There is the element of the Bakhtin carnivalesque in this school – with the festive scenes, theatrical stages, accordion-bustling snow days with temperatures so cold, shadows have a blue hue. In Boris Grigoriev’s Portrait of Vsyevolod Meyerhold (1916), a comical, breathless theater director (more circus master in this rendering) poses with flamboyant hands raised and his left arm – covered in a mask – reaches to his top hat. Behind, a menacing man in red Eastern garb – with a face the combination of contempt and constipation – raises a threatening bow to the sky.

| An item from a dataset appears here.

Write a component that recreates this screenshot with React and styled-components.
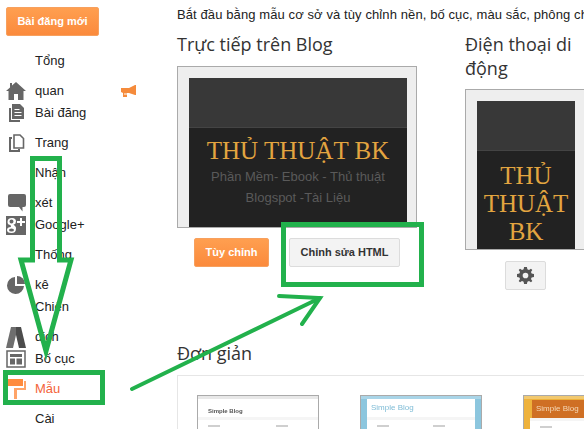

All decorum – social, artistic, religious – seems inverted in a way so twisted that the two figures, almost in a dance, intrigue more than scare in this swift flip of values.

And though resistance to the past and present remained with this theory, some artists were looking for trends in the future in formal practice.

Nathan Altman’s Portrait of Anna Akhmatova (1915) and Portrait of E.V. Dzubinskaya-Adamova (1915) in addition to Yuri Annenkov’s Portrait of the Photographer (1918) begin to show the elements of cubism with geometric shapes emphasizing color contrasts such as the canary yellow of Akhmatova’s scarf and her blue dress – given texture and movement to a new ideal.

Here Princeton has a gem little known to the world, consumed with classics and avant-garde. It is here for the taking. And the movement itself – only the interest in it – did not last, because of the constructing times under USSR.

A second “World of Art” culture began in 1924 with many of the founding members still organizing exhibitions in Moscow and Petersburg. But communist culture had grabbed society by the (Faberge) eggs, and the environment no longer stood conducive to art for art’s sake.

And for God’s sake, help the preservation of such beauty; see this exhibit.